Por aquel entonces, ser comunista, además de compartir un credo laico, suponía un estilo de vida. Por supuesto, el chico militó en cuando pudo en las Juventudes Comunistas y después en el PCF, el partido comunista más obcecado y alérgico a los cambios ideológicos de Europa Occidental, que jamás ha sentido excesivas simpatías por lo español. A finales de los setenta, su entonces secretario general, el infinitamente testarudo y aldeano George Marchais, rechazaba la entrada de España en el Mercado Común, antecedente de la Unión Europea. Según Marchais la incorporación de España dificultaría la transformación de Europa en un espacio comunista revolucionario. Con esas luces no es de extrañar que el PCF terminara reducido a una fuerza residual.

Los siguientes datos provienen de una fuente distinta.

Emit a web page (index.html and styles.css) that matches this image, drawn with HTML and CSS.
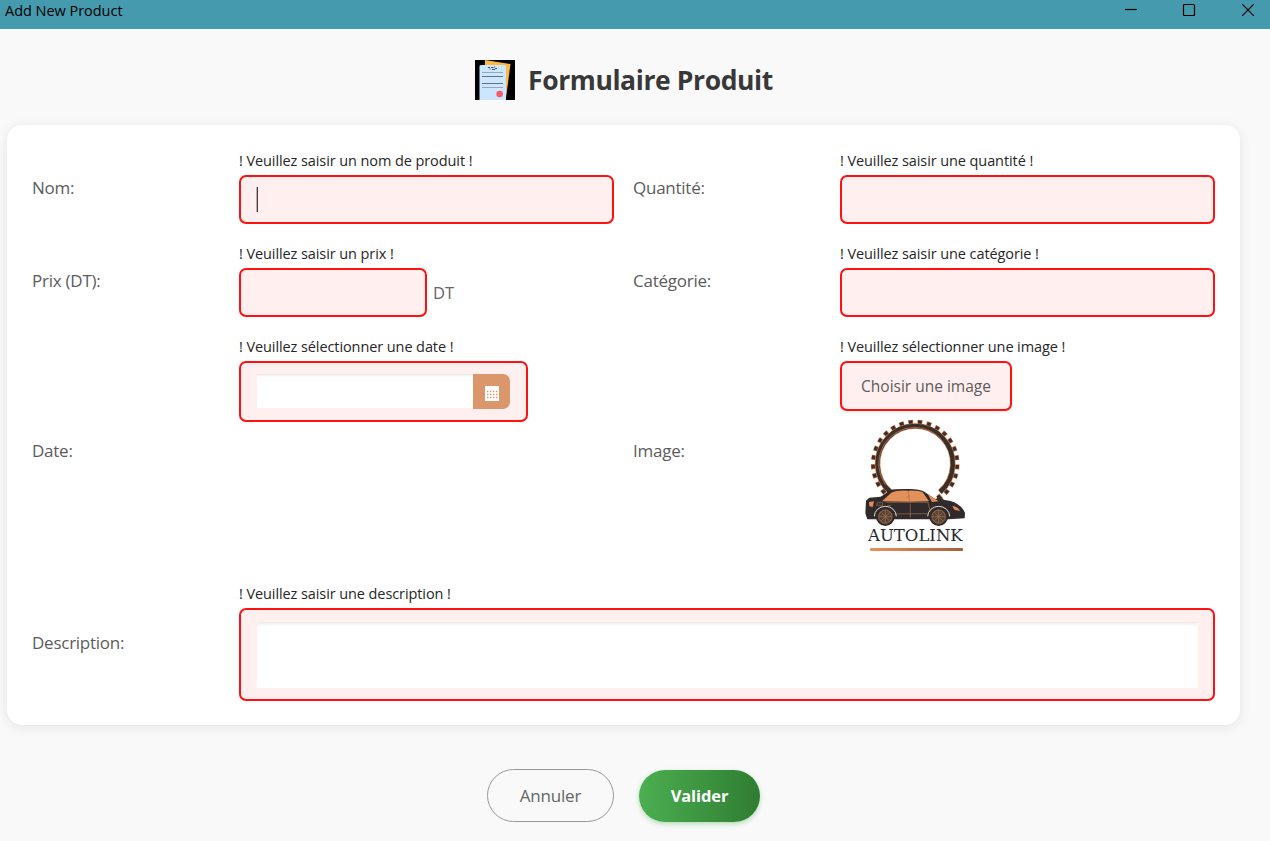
FILE: index.html
```html
<!DOCTYPE html>
<html lang="fr">
<head>
<meta charset="utf-8">
<title>Add New Product</title>
<link rel="stylesheet" href="styles.css">
</head>
<body>
<header class="titlebar">
  <span class="window-title">Add New Product</span>
  <div class="window-controls">
    <svg width="14" height="14" viewBox="0 0 14 14"><path d="M2 7.5H14" /></svg>
    <svg width="14" height="14" viewBox="0 0 14 14"><rect x="1.5" y="2.5" width="11" height="11" rx="1" /></svg>
    <svg width="14" height="14" viewBox="0 0 14 14"><path d="M1.2 2.2L12.8 13.8M12.8 2.2L1.2 13.8" /></svg>
  </div>
</header>
<main>
  <div class="heading">
    <svg class="doc-icon" width="40" height="40" viewBox="0 0 40 40">
      <rect width="40" height="40" fill="#000"/>
      <path d="M10 0L35.5 4L31 38L9 30Z" fill="#fdb947"/>
      <rect x="4.5" y="5" width="26.5" height="36" rx="1.5" fill="#cce6ff"/>
      <path d="M13 7.5h2M16 7.5h2.5M19 7h1M20 8.5h2M14.5 9h1M17 9.5h3" stroke="#46525f" stroke-width="1"/>
      <path d="M7 12.5H28M7 27.5H28" stroke="#94a8ba" stroke-width="1"/>
      <path d="M7 16.5H28M7 23.5H28" stroke="#627384" stroke-width="1"/>
      <circle cx="24.6" cy="34" r="3.3" fill="#fb5a5f"/>
    </svg>
    <h1>Formulaire Produit</h1>
  </div>
  <form class="card">
    <label class="label">Nom:</label>
    <div class="field">
      <span class="hint">! Veuillez saisir un nom de produit !</span>
      <div class="input"><span class="caret"></span></div>
    </div>
    <label class="label">Quantité:</label>
    <div class="field">
      <span class="hint">! Veuillez saisir une quantité !</span>
      <div class="input"></div>
    </div>

    <label class="label">Prix (DT):</label>
    <div class="field">
      <span class="hint">! Veuillez saisir un prix !</span>
      <div class="price"><div class="input"></div><span class="unit">DT</span></div>
    </div>
    <label class="label">Catégorie:</label>
    <div class="field">
      <span class="hint">! Veuillez saisir une catégorie !</span>
      <div class="input"></div>
    </div>

    <label class="label">Date:</label>
    <div class="field">
      <span class="hint">! Veuillez sélectionner une date !</span>
      <div class="input date">
        <div class="date-text"></div>
        <div class="date-button">
          <svg width="14" height="15" viewBox="0 0 14 15">
            <rect width="14" height="15" fill="#fff"/>
            <path d="M2 5.5H13M2 8.5H13M2 11.5H13" stroke="#dc966c" stroke-width="1.4" stroke-dasharray="1.4 1.6"/>
          </svg>
        </div>
      </div>
    </div>
    <label class="label">Image:</label>
    <div class="field">
      <span class="hint">! Veuillez sélectionner une image !</span>
      <button type="button" class="choose">Choisir une image</button>
      <svg class="logo" width="130" height="150" viewBox="0 0 390 450">
        <defs>
          <linearGradient id="bar"><stop offset="0" stop-color="#e89258"/><stop offset="1" stop-color="#a95e3e"/></linearGradient>
        </defs>
        <g fill="none">
          <path d="M128 266A124 124 0 1 1 263 266" stroke="#d98353" stroke-width="18" stroke-dasharray="15 12"/>
          <path d="M128 266A124 124 0 1 1 263 266" stroke="#39302c" stroke-width="15" stroke-dasharray="11 16" stroke-dashoffset="-2"/>
          <path d="M121 246A113 113 0 1 1 270 246" stroke="#d98353" stroke-width="17"/>
          <path d="M121 246A113 113 0 1 1 270 246" stroke="#39302c" stroke-width="13"/>
          <path d="M106 224A109 109 0 0 1 195 52Q250 54 282 98" stroke="#d98353" stroke-width="2"/>
          <path d="M262 262L285 278" stroke="#39302c" stroke-width="11"/>
        </g>
        <path d="M48 272L58 263L92 260L122 240Q132 236 180 237Q208 237 223 245L254 266L299 272Q335 282 345 309L344 325L296 328H52L46 310Z" fill="#302b2a"/>
        <path d="M96 274L124 248Q142 240 173 242H178Q207 241 218 247L237 274L180 275Z" fill="#e39159"/>
        <path d="M233 252L266 274L246 276ZM57 276L72 274L68 291L58 289ZM307 288Q323 289 330 303L313 299Z" fill="#df8c58"/>
        <path d="M82 278H98V286H80ZM112 286H124M181 281V323M112 312L232 311M234 278L243 315M108 277H235M174 243L179 275M170 263L180 256" fill="none" stroke="#a17051" stroke-width="2"/>
        <path d="M73 319A33 30 0 0 1 139 319M233 319A33 30 0 0 1 299 319" fill="none" stroke="#e4d8cf" stroke-width="3"/>
        <g fill="#574235" stroke="#302b2a" stroke-width="6"><circle cx="106" cy="320" r="25"/><circle cx="266" cy="320" r="25"/></g>
        <g fill="none" stroke="#a57352" stroke-width="2"><circle cx="106" cy="320" r="20"/><circle cx="266" cy="320" r="20"/><path d="M106 301V339M87 320H125M93 307L119 333M119 307L93 333M266 301V339M247 320H285M253 307L279 333M279 307L253 333"/></g>
        <text class="logo-name" x="54" y="392" textLength="284" lengthAdjust="spacingAndGlyphs">AUTOLINK</text>
        <rect x="60" y="414" width="279" height="9" rx="3" fill="url(#bar)"/>
      </svg>
    </div>

    <label class="label">Description:</label>
    <div class="field wide">
      <span class="hint">! Veuillez saisir une description !</span>
      <div class="input area"><div class="area-text"></div></div>
    </div>
  </form>
  <div class="actions">
    <button type="button" class="cancel">Annuler</button>
    <button type="button" class="submit">Valider</button>
  </div>
</main>
</body>
</html>
```
FILE: styles.css
```css
* { box-sizing: border-box; }
body {
  margin: 0;
  height: 841px;
  overflow: hidden;
  background: #f9f9f9;
  font-family: "Open Sans", "Noto Sans", sans-serif;
  color: #5c5c5c;
}
button { font-family: inherit; margin: 0; padding: 0; }
.titlebar {
  height: 29px;
  padding: 0 15px 0 5px;
  display: flex;
  justify-content: space-between;
  background: #459bad;
  color: #000;
}
.window-title { font-size: 14.5px; line-height: 22px; letter-spacing: -0.03px; }
.window-controls { display: flex; gap: 45px; padding-top: 2px; }
.window-controls svg { fill: none; stroke: #000; stroke-width: 1.2; }
.heading {
  display: flex;
  gap: 13px;
  height: 96px;
  padding: 31px 0 0 475px;
}
h1 {
  margin: 0;
  color: #383838;
  font-size: 26.5px;
  line-height: 40px;
  font-weight: 700;
  letter-spacing: -0.4px;
  white-space: nowrap;
}
.card {
  display: grid;
  grid-template-columns: 188px 375px 188px 375px;
  grid-template-rows: 74px 74px 228px 118px;
  gap: 19px;
  width: 1233px;
  height: 600px;
  margin-left: 7px;
  padding: 25px 25px 24px;
  background: #fff;
  border-radius: 15px;
  box-shadow: 0 2px 12px rgba(0, 0, 0, 0.09);
}
.label {
  align-self: center;
  padding-top: 1px;
  font-size: 17px;
  line-height: 24px;
  letter-spacing: -0.25px;
}
.field { display: flex; flex-direction: column; align-items: flex-start; }
.wide { grid-column: span 3; align-items: stretch; }
.hint {
  height: 25px;
  line-height: 21px;
  font-size: 14.5px;
  letter-spacing: -0.09px;
  color: #262626;
  white-space: nowrap;
}
.input {
  width: 100%;
  height: 49px;
  border: 2px solid #f11;
  border-radius: 7px;
  background: #ffefee;
}
.caret { display: block; width: 2px; height: 25px; margin: 10px 0 0 15px; background: linear-gradient(90deg, #b9adad 50%, #444 50%); }
.price { display: flex; align-items: center; gap: 6px; }
.price .input { width: 188px; }
.unit { font-size: 16.5px; color: #666; }
.date { display: flex; width: 289px; height: 61px; padding: 11px 16px; }
.date-text { width: 216px; height: 34px; background: #fff; box-shadow: inset 0 3px 3px -2px #dde1e0; }
.date-button {
  display: flex;
  width: 37px;
  height: 35px;
  padding: 12px 0 0 12px;
  background: #dc966c;
  border-radius: 0 7px 7px 0;
}
.choose {
  flex: none;
  width: 172px;
  height: 50px;
  border: 2px solid #f11;
  border-radius: 7px;
  background: #ffefee;
  color: #5c5c5c;
  font-size: 15.5px;
  box-shadow: 0 1px 3px rgba(0, 0, 0, 0.1);
}
.logo { flex: none; margin: -1px 0 0 10px; }
.logo-name { font-family: "DejaVu Serif", serif; font-size: 51px; fill: #25282c; }
.area { height: 93px; padding: 12px 15px 11px 16px; }
.area-text { height: 66px; background: #fff; border-radius: 2px; box-shadow: inset 0 4px 4px -3px #dde1e0; }
.actions { display: flex; align-items: center; gap: 25px; padding: 44px 0 0 487px; }
.cancel {
  width: 127px;
  height: 53px;
  border: 1px solid #999;
  border-radius: 27px;
  background: transparent;
  color: #666;
  font-size: 17px;
  letter-spacing: -0.2px;
}
.submit {
  width: 121px;
  height: 52px;
  margin-top: 1px;
  padding-bottom: 2px;
  border: 0;
  border-radius: 26px;
  background: linear-gradient(90deg, #4caf50, #2e7d32);
  color: #fff;
  font-size: 16.5px;
  font-weight: 700;
  letter-spacing: -0.1px;
  box-shadow: 0 2px 5px rgba(76, 175, 80, 0.4);
}
```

Acababan los años cincuenta cuando los Martínez se instalaron en Rueil-Mailmaison, una pequeña ciudad cerca de París, donde había abierto una factoría la empresa Renault. Ahí trabajó Manuel y, después de estudios de grado medio, lo hizo su hijo, que entró en 1982, apenas cumplidos los 18 años. Un curro tranquilo y relativamente bien pagado facilitado por un convenio colectivo que imponía que en la oferta de trabajo de la empresa existiera una cuota para los hijos de los operarios. Tampoco trabajó demasiado en el departamento de Metalurgia, su destino inicial, porque casi inmediatamente entró en la CGT y en muy pocos años fue elegido por sus compañeros delegado sindical. A principios de siglo era el secretario general de Sindicato del Metal de la CGT y se mantuvo siete años en el cargo. El escándalo que arruinó la carrera del secretario general de la Central General de Trabajadores, Thierry Lepaon, le concedió a Martínez la oportunidad de alzarse hasta el liderazgo nacional. Y lo hizo astutamente en 2015.

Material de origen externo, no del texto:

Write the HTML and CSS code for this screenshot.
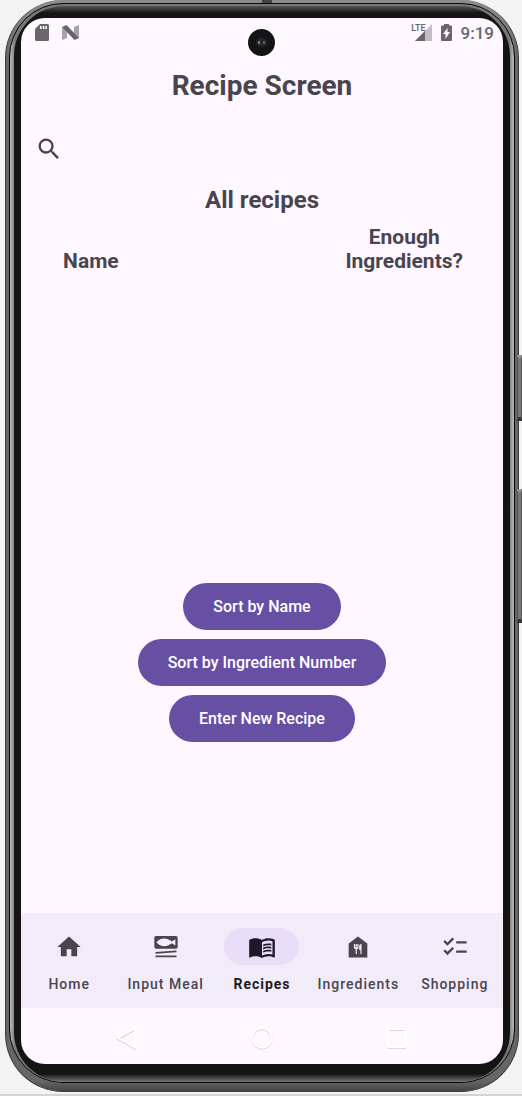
FILE: index.html
```html
<!DOCTYPE html>
<html lang="en">
<head>
<meta charset="utf-8">
<meta name="viewport" content="width=device-width, initial-scale=1">
<title>Recipe Screen</title>
<link rel="stylesheet" href="styles.css">
</head>
<body>
<div class="phone">
  <span class="antenna"></span>
  <span class="side-key power"></span>
  <span class="side-key volume"></span>
  <div class="rim"><div class="bezel"><div class="screen">
    <span class="camera"><span class="lens"></span></span>
    <header class="status">
      <div class="status-group">
        <svg width="14" height="17" viewBox="0 0 14 17"><path fill="#69656b" d="M5 0h7.500Q14 0 14 1.500v14q0 1.500-1.500 1.500h-11Q0 17 0 15.500V5z"/><path fill="#fef7ff" d="M5 2h1.600v3H5zM7.700 2h1.600v3H7.700zM10.300 2h1.600v3h-1.600z"/></svg>
        <svg width="18" height="15" viewBox="0 0 18 15"><path fill="#a8a3aa" d="M0 2l5 4v7l-5 2zM12 2l5-2v13l-5-4z"/><path fill="#69656b" d="M0 2l4.500-2L17 13l-4.500 2z"/></svg>
      </div>
      <div class="status-group">
        <span class="signal"><span class="lte">LTE</span><svg width="17" height="17" viewBox="0 0 17 17"><path fill="#c3bec4" d="M17 0v17H0z"/><path fill="#69656b" d="M10 7v10H0z"/></svg></span>
        <svg width="11" height="17" viewBox="0 0 11 17"><path fill="#69656b" d="M3 0h5v1.500h2q1 0 1 1V16q0 1-1 1H1q-1 0-1-1V2.500q0-1 1-1h2z"/><path fill="#fef7ff" d="M6.500 4v4H9l-4.500 7v-5H2z"/></svg>
        <time class="clock">9:19</time>
      </div>
    </header>
    <main class="content">
      <h1 class="title">Recipe Screen</h1>
      <div class="search">
        <label for="search"><svg width="28" height="28" viewBox="0 0 24 24" role="img" aria-label="Search"><path fill="#49454f" d="M15.500 14h-.79l-.28-.27A6.470 6.470 0 0 0 16 9.500 6.500 6.500 0 1 0 9.500 16c1.610 0 3.090-.59 4.230-1.570l.27.28v.79l5 4.990L20.490 19zm-6 0a4.500 4.500 0 1 1 0-9 4.500 4.500 0 0 1 0 9z"/></svg></label>
        <input id="search" type="search">
      </div>
      <h2 class="subtitle">All recipes</h2>
      <table class="recipes">
        <thead><tr><th class="name">Name</th><th></th><th class="enough">Enough<br>Ingredients?</th></tr></thead>
        <tbody></tbody>
      </table>
      <div class="actions">
        <button type="button">Sort by Name</button>
        <button type="button">Sort by Ingredient Number</button>
        <button type="button">Enter New Recipe</button>
      </div>
    </main>
    <nav class="tabs">
      <a href="#home"><span class="pill"><svg width="28" height="28" viewBox="0 0 24 24"><path fill="#49454f" d="M10 20v-6h4v6h5v-8h3L12 3 2 12h3v8z"/></svg></span>Home</a>
      <a href="#meal"><span class="pill"><svg width="28" height="28" viewBox="0 0 24 24"><path fill="#49454f" fill-rule="evenodd" d="M3.500 2.500h17q1.500 0 1.500 1.500v8q0 1.500-1.500 1.500h-17Q2 13.500 2 12V4q0-1.500 1.500-1.500zM3.800 8c2 2.700 4.500 3.300 6.500 3.300 3 0 5-1.300 6.700-2.500l3 1.900V5.300l-3 1.900C15.300 6 13.300 4.700 10.300 4.700 8.300 4.700 5.800 5.300 3.800 8z"/><path fill="#49454f" d="M3 16.300l18-1.200v1.500L3 17.800zM3 19.300h18v1.500H3z"/></svg></span>Input Meal</a>
      <a href="#recipes" class="active" aria-current="page"><span class="pill"><svg width="28" height="28" viewBox="0 0 24 24"><path fill="#1d192b" d="M21 5c-1.110-.35-2.330-.5-3.500-.5-1.950 0-4.050.4-5.500 1.500-1.450-1.100-3.550-1.500-5.500-1.500S2.450 4.900 1 6v14.650c0 .25.25.5.500.5.1 0 .15-.05.25-.05C3.100 20.450 5.050 20 6.500 20c1.950 0 4.050.4 5.500 1.500 1.350-.85 3.800-1.500 5.500-1.500 1.650 0 3.350.3 4.750 1.050.1.050.15.050.25.050.25 0 .5-.25.5-.5V6c-.6-.45-1.250-.75-2-1zm0 13.500c-1.100-.35-2.300-.5-3.500-.5-1.700 0-4.150.65-5.500 1.500V8c1.350-.85 3.800-1.500 5.500-1.500 1.200 0 2.400.15 3.500.5z"/><path fill="#1d192b" d="M17.500 10.500c.88 0 1.730.09 2.500.26V9.240c-.79-.15-1.640-.24-2.500-.24-1.700 0-3.240.29-4.500.83v1.660c1.130-.64 2.700-.99 4.500-.99zM13 12.490v1.660c1.130-.64 2.700-.99 4.500-.99.88 0 1.730.09 2.500.26V11.900c-.79-.15-1.640-.24-2.500-.24-1.700 0-3.240.3-4.500.83zM17.500 14.330c-1.700 0-3.240.29-4.500.83v1.660c1.130-.64 2.700-.99 4.500-.99.88 0 1.730.09 2.500.26v-1.520c-.79-.16-1.640-.24-2.500-.24z"/></svg></span>Recipes</a>
      <a href="#ingredients"><span class="pill"><svg width="28" height="28" viewBox="0 0 24 24"><path fill="#49454f" d="M12 3L4 9v12h16V9zm.5 9.500c0 .83-.67 1.500-1.500 1.500v4h-1v-4c-.83 0-1.500-.67-1.500-1.500v-3h1v3h.5v-3h1v3h.5v-3h1zM15 18h-1v-3.500h-1v-3c0-1.100.9-2 2-2z"/></svg></span>Ingredients</a>
      <a href="#shopping"><span class="pill"><svg width="28" height="28" viewBox="0 0 24 24"><path fill="#49454f" d="M22 7h-9v2h9zm0 8h-9v2h9zM5.540 11L2 7.460l1.410-1.410 2.120 2.120 4.240-4.240 1.410 1.410zm0 8L2 15.460l1.410-1.410 2.120 2.120 4.240-4.240 1.410 1.410z"/></svg></span>Shopping</a>
    </nav>
    <footer class="system">
      <button type="button" aria-label="Back"><svg width="24" height="24" viewBox="0 0 24 24"><path fill="none" stroke="#d4d0d4" stroke-width="2" d="M20 3.600v19L3 13z"/><path fill="none" stroke="#fff" stroke-width="2" d="M20 2.500v19L3 12z"/></svg></button>
      <button type="button" aria-label="Home"><svg width="24" height="24" viewBox="0 0 24 24"><circle cx="12" cy="12.800" r="9.700" fill="none" stroke="#d0ccd0" stroke-width="2"/><circle cx="12" cy="12" r="9.700" fill="none" stroke="#fff" stroke-width="2"/></svg></button>
      <button type="button" aria-label="Overview"><svg width="24" height="24" viewBox="0 0 24 24"><rect x="3" y="3.800" width="18" height="18" rx="1" fill="none" stroke="#d4d0d4" stroke-width="2"/><rect x="3" y="3" width="18" height="18" rx="1" fill="none" stroke="#fff" stroke-width="2"/></svg></button>
    </footer>
  </div></div></div>
</div>
</body>
</html>
```
FILE: styles.css
```css
* { box-sizing: border-box; }

body {
  margin: 0;
  min-height: 100vh;
  display: flex;
  padding: 0 3px 2px 5px;
  border-bottom: 2px solid #d4d4d4;
  background: #f3f3f3;
  color: #49454f;
  font-family: Roboto, "Liberation Sans", sans-serif;
  overflow-x: hidden;
}

svg { display: block; }

.phone {
  position: relative;
  flex: 1;
  display: flex;
  padding: 3px 3px 8px;
  border: 1px solid #3c3c3c;
  border-top: 0;
  border-radius: 58px;
  background: linear-gradient(#8c8c8c, #666 60px, #666 calc(100% - 10px), #444);
}

.rim {
  flex: 1;
  display: flex;
  padding: 2px 4px 0;
  border: 1px solid #080808;
  border-radius: 54px;
  background: linear-gradient(90deg, #bbb, #777 5px, #777 calc(100% - 5px), #bbb);
}

.bezel {
  flex: 1;
  display: flex;
  padding: 12px 7px 18px;
  border-radius: 50px;
  background: linear-gradient(#555, #141414 7px, #141414 calc(100% - 8px), #777);
}

.screen {
  position: relative;
  flex: 1;
  min-width: 0;
  display: flex;
  flex-direction: column;
  overflow: hidden;
  border-radius: 24px;
  background: #fef7ff;
}

.antenna {
  position: absolute;
  top: 0;
  left: 50%;
  width: 10px;
  height: 3px;
  background: #444;
}

.side-key {
  position: absolute;
  right: -4px;
  width: 5px;
  border: 1px solid #555;
  border-top: 3px solid #999;
  border-bottom: 4px solid #333;
  background: #777;
}

.power { top: 355px; height: 66px; }
.volume { top: 489px; height: 134px; }

.camera {
  position: absolute;
  top: 11px;
  left: calc(50% - 14px);
  width: 27px;
  height: 27px;
  display: grid;
  place-items: center;
  border-radius: 50%;
  background: #141414;
}

.lens {
  width: 11px;
  height: 9px;
  padding: 3px 2px;
  display: flex;
  justify-content: space-between;
  border-radius: 50%;
  background: #252525;
}

.lens::before, .lens::after {
  content: "";
  width: 2px;
  height: 3px;
  background: #4a8ba0;
}

.lens::after { background: #5056b4; }

.status {
  display: flex;
  justify-content: space-between;
  align-items: center;
  height: 29px;
  padding: 0 9px 0 14px;
}

.status-group {
  display: flex;
  align-items: center;
  gap: 13px;
}

.status-group + .status-group { gap: 9px; }

.signal { display: flex; }

.lte {
  margin-right: -11px;
  font-size: 9px;
  line-height: 9px;
  font-weight: 500;
  color: #69656b;
}

.clock {
  font-size: 17px;
  line-height: 20px;
  font-weight: 500;
  color: #69656b;
}

.content {
  flex: 1;
  display: flex;
  flex-direction: column;
}

.title {
  margin: 21px 0 0;
  font-size: 28px;
  line-height: 36px;
  font-weight: 700;
  text-align: center;
}

.search {
  display: flex;
  align-items: center;
  margin-top: 17px;
  padding: 0 14px;
  height: 56px;
}

.search input {
  flex: 1;
  min-width: 0;
  height: 40px;
  border: 0;
  outline: 0;
  background: transparent;
  font: 18px Roboto, sans-serif;
  color: inherit;
}

.subtitle {
  margin: 7px 0 0;
  font-size: 24px;
  line-height: 32px;
  text-align: center;
}

.recipes {
  width: 100%;
  margin-top: 9px;
  border-collapse: collapse;
  table-layout: fixed;
}

.recipes th {
  padding: 0;
  vertical-align: bottom;
  font-size: 21px;
  line-height: 24px;
}

.recipes .name { width: 29%; }
.recipes .enough { width: 41%; }

.actions {
  display: flex;
  flex-direction: column;
  align-items: center;
  gap: 9px;
  margin-top: auto;
  padding-bottom: 171px;
}

.actions button {
  height: 47px;
  padding: 0 30px;
  border: 0;
  border-radius: 24px;
  background: #6750a4;
  color: #fff;
  font: 500 16px/20px Roboto, sans-serif;
}

.tabs {
  display: grid;
  grid-template-columns: repeat(5, 1fr);
  height: 95px;
  padding-top: 15px;
  background: #f2ecf8;
}

.tabs a {
  display: flex;
  flex-direction: column;
  align-items: center;
  gap: 9px;
  color: #49454f;
  font-size: 14px;
  line-height: 20px;
  font-weight: 500;
  letter-spacing: 1px;
  white-space: nowrap;
  text-decoration: none;
}

.pill {
  display: grid;
  place-items: center;
  width: 75px;
  height: 37px;
  border-radius: 19px;
}

.tabs .active {
  color: #1d1b20;
  font-weight: 700;
}

.active .pill { background: #e8def8; }

.system {
  display: flex;
  justify-content: center;
  align-items: center;
  gap: 23%;
  height: 56px;
  padding-top: 3px;
}

.system button {
  padding: 0;
  border: 0;
  background: transparent;
}
```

El sindicalismo francés es uno de los más curiosos de la familia europea. Cuenta con un número decreciente de afiliados, como en casi todo el mundo, pero el millón aproximado de trabajadores sindicados (en una población activa de 29 millones de personas) con una implantación muy sólida, en particular en la administración pública y empresas del Estado. Martínez ha dirigido su central sindical con una autoridad que muchos -en voz baja - califican de autoritarismo.